As we grew increasingly aware of the dangers of radioactivity during the 20th century,  people grew uneasy about having these powerful sources lying around in their offices and laboratories, and in most cases, they were disposed of.

However, in Glasgow Soddy's samples were not simply treated as radioactive waste.  In the late 1950s John Lloyd of the University's Natural Philosophy department, designed a special mock-medieval, lead-lined treasure chest to house what he saw as historical jewels. The box was built in the University works department, and quickly became known as "The Soddy Box":



Although lead-lined, the box was not a significant barrier to the powerful radium-rich sources within, and the box itself had to be kept away from people. At various times it lived in a hut on the roof of the Joseph Black building, in an old coal-mine adit underneath the building, and in disused toilets within the building, among other places.
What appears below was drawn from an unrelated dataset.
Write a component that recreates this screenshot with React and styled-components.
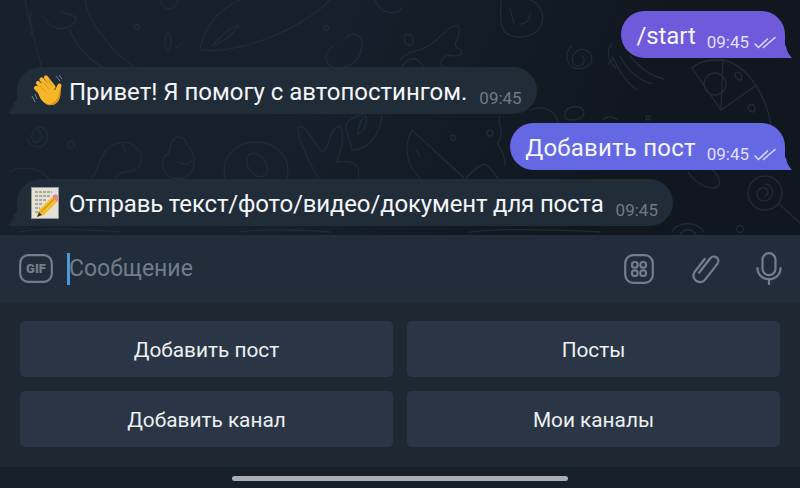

The mythical Soddy Box became an invisible, but notorious part of the University's science heritage.

Eventually, the box and its radioactive contents came under the care of the University's Radiation Protection Service, and were properly logged and registered as required by the evolving laws and regulations.

However, around 2011, the Scottish Environmental Protection Agency carried out a review of unused radioactive materials in Scotland. The Soddy Box contents were identified as orphan materials, with no clear function, or reason for being held, and their fate was in the balance. Options for their disposal as radioactive waste were costed, but the episode made people aware of these rare survivors from the dawn of the nuclear age. Voices from within the University, and from isotope scientists all over the UK argued for their preservation as key historical artifacts, and this argument prevailed.

Although the radioactive materials remain physically in the custody of the Radiation Protection Service, they are now part of the University's Hunterian museum collections. The samples are no longer housed in the box, and the box (non-radioactive) is now in the care of the Hunterian, where it will play a leading role in the forthcoming exhibit "Born in Glasgow:100 years of Isotope Science", opening on December 5th 2013.

But what was in the box?

Was it in the study, or the dining room?

Isotopes will be 100 on December 4th 2013.

 The word first appeared in the scientific literature on December 4th 1913, when University of Glasgow radiochemist, Frederick Soddy published a letter in the journal Nature:


The first appearance of the I-word!

Although the science was Soddy's, the word itself had been suggested to him by a Glasgow doctor, Margaret Todd, partner of the pioneer of female medical education, Sophia Jex Bake.


Frederick and his wife Winifred lodged with Winifred's parents at 11 University Gardens, Glasgow.  George and Emma Beilby were wealthy from his work as an industrial chemist, but were also keen advocates of women's rights, and other progressive social causes.



The event definitely took place on evening in 1913 in 11 University Gardens, but there are two slightly different accounts of how the word was suggested.  The best known version, as recalled around 1950, by Soddy's colleague, Alexander (later Lord) Fleck, has it that the word was suggested over dinner one evening. However, Soddy himself towards the end of his life in the 1950s,  recalled that Margaret had suggested it to him one evening in the study.

 The two versions might not be mutually exclusive: maybe there was a dinner, and afterwards, conversation in the study.

One way or the other, the word "isotope" was born in this Glasgow building.